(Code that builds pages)

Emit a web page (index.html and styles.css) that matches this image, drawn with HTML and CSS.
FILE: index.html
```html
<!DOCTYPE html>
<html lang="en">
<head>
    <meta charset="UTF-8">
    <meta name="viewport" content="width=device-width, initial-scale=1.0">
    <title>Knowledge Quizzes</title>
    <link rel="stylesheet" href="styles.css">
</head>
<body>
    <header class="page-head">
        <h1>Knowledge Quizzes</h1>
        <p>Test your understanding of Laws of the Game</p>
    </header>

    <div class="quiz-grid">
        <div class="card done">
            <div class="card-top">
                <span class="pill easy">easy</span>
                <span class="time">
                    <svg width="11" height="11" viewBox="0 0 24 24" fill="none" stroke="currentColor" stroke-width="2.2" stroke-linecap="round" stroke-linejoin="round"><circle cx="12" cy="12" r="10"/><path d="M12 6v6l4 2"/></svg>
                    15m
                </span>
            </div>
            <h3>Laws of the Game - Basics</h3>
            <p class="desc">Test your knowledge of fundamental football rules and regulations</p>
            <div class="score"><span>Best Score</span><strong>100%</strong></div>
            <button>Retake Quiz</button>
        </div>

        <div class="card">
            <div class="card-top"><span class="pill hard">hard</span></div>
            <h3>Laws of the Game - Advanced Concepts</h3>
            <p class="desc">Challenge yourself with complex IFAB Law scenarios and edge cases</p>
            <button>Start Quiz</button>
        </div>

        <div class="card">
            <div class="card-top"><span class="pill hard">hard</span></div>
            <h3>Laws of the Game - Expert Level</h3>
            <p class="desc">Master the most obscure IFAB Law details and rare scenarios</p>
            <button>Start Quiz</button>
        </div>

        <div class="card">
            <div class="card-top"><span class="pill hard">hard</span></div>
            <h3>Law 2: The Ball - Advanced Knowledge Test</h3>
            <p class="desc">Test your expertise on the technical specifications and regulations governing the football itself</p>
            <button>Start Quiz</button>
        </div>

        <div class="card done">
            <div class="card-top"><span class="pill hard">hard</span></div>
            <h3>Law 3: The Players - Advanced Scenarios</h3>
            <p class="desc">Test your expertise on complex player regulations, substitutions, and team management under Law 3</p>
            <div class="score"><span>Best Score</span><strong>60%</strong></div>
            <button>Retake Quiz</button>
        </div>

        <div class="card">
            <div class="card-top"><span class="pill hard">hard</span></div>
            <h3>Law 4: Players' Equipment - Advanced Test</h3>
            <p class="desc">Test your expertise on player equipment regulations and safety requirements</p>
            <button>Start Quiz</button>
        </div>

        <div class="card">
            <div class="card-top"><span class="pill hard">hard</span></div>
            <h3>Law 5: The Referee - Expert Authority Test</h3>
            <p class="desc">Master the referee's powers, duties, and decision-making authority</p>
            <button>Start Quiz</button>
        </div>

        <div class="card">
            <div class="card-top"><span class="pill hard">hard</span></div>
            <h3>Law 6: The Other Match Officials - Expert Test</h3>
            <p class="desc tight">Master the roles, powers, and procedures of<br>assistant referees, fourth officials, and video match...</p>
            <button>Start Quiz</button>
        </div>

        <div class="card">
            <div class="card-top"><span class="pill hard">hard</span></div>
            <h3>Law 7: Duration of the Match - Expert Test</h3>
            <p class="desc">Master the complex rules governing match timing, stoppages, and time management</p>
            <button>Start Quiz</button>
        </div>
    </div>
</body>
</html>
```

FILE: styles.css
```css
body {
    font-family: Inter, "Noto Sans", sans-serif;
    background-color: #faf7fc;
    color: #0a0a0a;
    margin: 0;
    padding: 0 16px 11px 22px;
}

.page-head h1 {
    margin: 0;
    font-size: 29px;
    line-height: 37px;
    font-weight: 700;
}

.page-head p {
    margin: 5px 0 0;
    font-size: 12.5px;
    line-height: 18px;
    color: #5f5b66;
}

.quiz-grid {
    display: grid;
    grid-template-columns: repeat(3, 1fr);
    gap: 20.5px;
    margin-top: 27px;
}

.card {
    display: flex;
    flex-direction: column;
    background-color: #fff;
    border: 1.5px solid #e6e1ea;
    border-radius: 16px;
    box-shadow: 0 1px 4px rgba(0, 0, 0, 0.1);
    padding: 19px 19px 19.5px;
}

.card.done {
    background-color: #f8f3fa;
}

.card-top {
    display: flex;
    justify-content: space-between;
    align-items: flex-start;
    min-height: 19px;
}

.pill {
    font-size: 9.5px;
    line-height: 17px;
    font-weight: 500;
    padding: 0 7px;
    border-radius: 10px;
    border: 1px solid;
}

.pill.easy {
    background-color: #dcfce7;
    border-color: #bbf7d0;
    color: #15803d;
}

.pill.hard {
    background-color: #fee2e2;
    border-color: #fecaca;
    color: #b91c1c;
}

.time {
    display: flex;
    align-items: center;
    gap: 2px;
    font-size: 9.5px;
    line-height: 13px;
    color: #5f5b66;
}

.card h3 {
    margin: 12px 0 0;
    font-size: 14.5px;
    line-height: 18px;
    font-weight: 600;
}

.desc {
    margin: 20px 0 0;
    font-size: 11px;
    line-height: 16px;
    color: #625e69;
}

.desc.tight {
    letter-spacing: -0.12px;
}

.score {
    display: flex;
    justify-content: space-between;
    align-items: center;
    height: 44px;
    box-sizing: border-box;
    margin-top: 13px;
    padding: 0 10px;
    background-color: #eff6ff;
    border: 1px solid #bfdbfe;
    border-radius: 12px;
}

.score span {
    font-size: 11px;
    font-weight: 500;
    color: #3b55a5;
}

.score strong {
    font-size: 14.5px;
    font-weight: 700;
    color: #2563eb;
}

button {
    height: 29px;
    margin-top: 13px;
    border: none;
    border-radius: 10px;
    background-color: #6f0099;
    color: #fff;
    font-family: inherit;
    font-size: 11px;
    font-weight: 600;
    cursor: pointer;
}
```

--

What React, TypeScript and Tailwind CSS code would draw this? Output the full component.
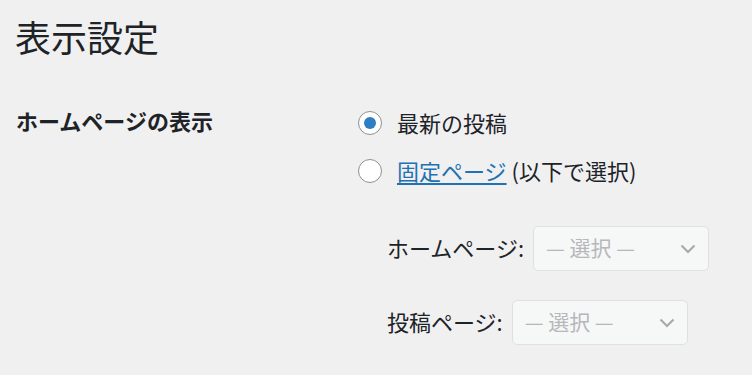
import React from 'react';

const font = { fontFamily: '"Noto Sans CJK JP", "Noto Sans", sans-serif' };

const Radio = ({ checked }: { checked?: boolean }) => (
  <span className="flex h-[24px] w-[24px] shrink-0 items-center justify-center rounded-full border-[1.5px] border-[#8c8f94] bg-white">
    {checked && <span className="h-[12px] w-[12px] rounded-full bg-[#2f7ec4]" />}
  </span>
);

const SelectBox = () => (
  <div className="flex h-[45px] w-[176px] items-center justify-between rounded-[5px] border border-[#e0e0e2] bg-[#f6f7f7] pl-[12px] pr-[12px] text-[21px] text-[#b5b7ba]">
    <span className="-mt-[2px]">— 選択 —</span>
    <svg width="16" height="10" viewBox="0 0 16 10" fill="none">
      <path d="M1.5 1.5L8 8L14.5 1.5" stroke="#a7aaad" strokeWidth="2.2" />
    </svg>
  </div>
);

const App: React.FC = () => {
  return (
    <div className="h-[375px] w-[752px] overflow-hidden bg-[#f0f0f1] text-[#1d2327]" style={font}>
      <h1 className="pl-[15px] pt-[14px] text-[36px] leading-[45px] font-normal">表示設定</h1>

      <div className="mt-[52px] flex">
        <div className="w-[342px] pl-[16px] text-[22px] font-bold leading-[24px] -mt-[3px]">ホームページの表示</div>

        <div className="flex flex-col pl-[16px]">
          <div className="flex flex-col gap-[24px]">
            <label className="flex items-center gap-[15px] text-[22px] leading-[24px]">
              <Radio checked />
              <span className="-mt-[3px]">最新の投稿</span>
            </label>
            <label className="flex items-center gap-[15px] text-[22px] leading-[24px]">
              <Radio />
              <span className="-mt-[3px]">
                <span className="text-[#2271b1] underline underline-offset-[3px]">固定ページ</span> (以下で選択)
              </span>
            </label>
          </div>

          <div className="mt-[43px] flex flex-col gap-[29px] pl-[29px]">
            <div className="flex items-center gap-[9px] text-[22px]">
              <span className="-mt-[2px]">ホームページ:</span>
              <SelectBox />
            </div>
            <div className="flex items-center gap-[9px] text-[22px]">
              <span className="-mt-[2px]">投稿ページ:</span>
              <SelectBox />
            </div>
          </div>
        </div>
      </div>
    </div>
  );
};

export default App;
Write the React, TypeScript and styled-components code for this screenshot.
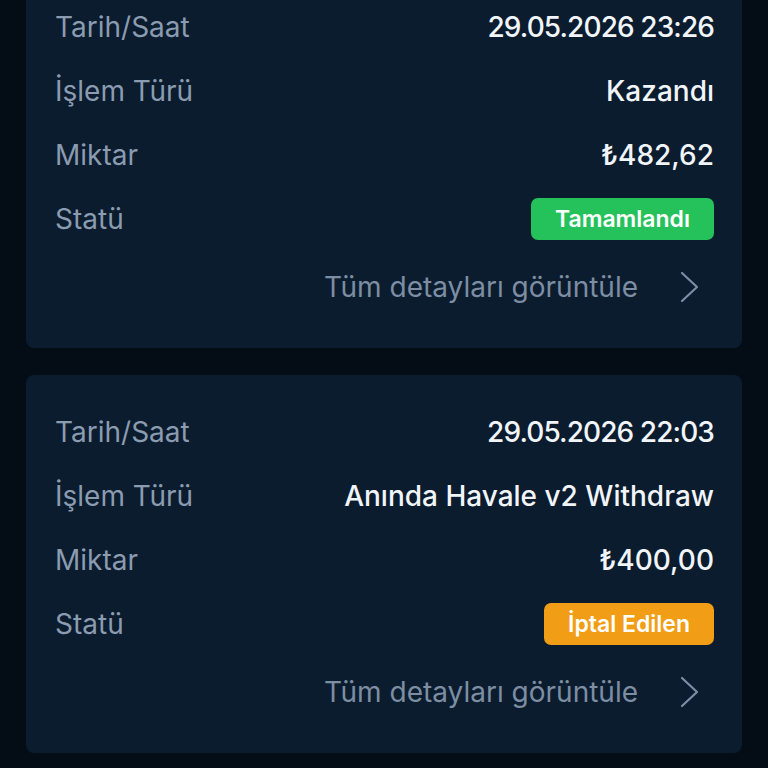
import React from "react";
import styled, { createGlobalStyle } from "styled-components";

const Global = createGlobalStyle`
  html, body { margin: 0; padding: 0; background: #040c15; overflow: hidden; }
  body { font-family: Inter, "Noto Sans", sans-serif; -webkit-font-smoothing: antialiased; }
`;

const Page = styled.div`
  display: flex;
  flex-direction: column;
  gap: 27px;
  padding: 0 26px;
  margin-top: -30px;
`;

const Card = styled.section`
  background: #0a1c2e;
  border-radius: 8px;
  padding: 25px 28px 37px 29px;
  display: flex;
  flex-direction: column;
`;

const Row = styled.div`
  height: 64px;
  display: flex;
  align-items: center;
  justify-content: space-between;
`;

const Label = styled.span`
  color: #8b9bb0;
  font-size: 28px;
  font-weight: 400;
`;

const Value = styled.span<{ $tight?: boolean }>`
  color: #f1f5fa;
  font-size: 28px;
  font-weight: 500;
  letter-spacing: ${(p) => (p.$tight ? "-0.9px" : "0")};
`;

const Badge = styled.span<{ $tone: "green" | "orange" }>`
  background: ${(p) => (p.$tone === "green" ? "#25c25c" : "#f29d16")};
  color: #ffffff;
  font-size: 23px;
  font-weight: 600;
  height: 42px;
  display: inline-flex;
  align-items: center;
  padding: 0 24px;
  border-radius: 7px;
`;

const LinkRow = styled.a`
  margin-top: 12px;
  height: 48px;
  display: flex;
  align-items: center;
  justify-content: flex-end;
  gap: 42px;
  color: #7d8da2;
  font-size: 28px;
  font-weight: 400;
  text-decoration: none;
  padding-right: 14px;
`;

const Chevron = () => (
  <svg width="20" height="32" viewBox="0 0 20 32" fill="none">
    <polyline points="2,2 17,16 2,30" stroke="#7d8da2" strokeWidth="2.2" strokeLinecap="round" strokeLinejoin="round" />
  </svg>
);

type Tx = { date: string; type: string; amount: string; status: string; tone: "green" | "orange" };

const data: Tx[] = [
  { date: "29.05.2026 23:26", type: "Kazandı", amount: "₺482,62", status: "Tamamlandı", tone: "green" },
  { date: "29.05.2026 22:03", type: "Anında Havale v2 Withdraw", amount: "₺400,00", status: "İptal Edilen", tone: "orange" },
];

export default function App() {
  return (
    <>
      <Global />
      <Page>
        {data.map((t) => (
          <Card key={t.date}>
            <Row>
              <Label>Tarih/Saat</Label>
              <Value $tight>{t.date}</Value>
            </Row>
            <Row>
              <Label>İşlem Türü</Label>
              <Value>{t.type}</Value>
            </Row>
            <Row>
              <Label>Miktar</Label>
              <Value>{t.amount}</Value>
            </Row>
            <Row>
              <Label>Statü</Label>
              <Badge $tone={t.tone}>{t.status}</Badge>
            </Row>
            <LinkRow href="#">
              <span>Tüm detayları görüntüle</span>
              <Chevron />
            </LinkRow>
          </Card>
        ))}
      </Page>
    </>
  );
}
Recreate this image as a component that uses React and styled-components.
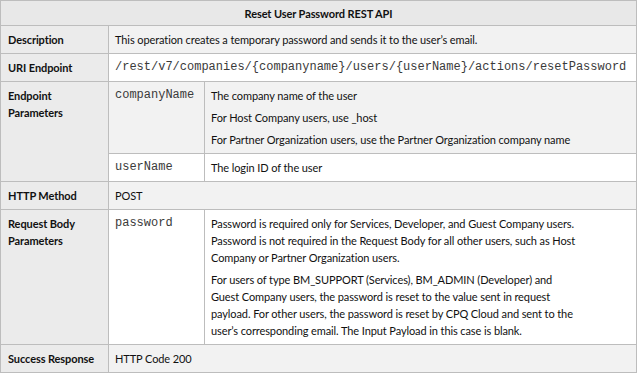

▶ _Your task_: Repeat exactly, and only, the entries from the line with "What React, TypeScript" through the line with "pl-[16px] text-[22px] font-bold". Pictures are skipped.

▶ _Exercise output_:
What React, TypeScript and Tailwind CSS code would draw this? Output the full component.
import React from 'react';

const font = { fontFamily: '"Noto Sans CJK JP", "Noto Sans", sans-serif' };

const Radio = ({ checked }: { checked?: boolean }) => (
  <span className="flex h-[24px] w-[24px] shrink-0 items-center justify-center rounded-full border-[1.5px] border-[#8c8f94] bg-white">
    {checked && <span className="h-[12px] w-[12px] rounded-full bg-[#2f7ec4]" />}
  </span>
);

const SelectBox = () => (
  <div className="flex h-[45px] w-[176px] items-center justify-between rounded-[5px] border border-[#e0e0e2] bg-[#f6f7f7] pl-[12px] pr-[12px] text-[21px] text-[#b5b7ba]">
    <span className="-mt-[2px]">— 選択 —</span>
    <svg width="16" height="10" viewBox="0 0 16 10" fill="none">
      <path d="M1.5 1.5L8 8L14.5 1.5" stroke="#a7aaad" strokeWidth="2.2" />
    </svg>
  </div>
);

const App: React.FC = () => {
  return (
    <div className="h-[375px] w-[752px] overflow-hidden bg-[#f0f0f1] text-[#1d2327]" style={font}>
      <h1 className="pl-[15px] pt-[14px] text-[36px] leading-[45px] font-normal">表示設定</h1>

      <div className="mt-[52px] flex">
        <div className="w-[342px] pl-[16px] text-[22px] font-bold leading-[24px] -mt-[3px]">ホームページの表示</div>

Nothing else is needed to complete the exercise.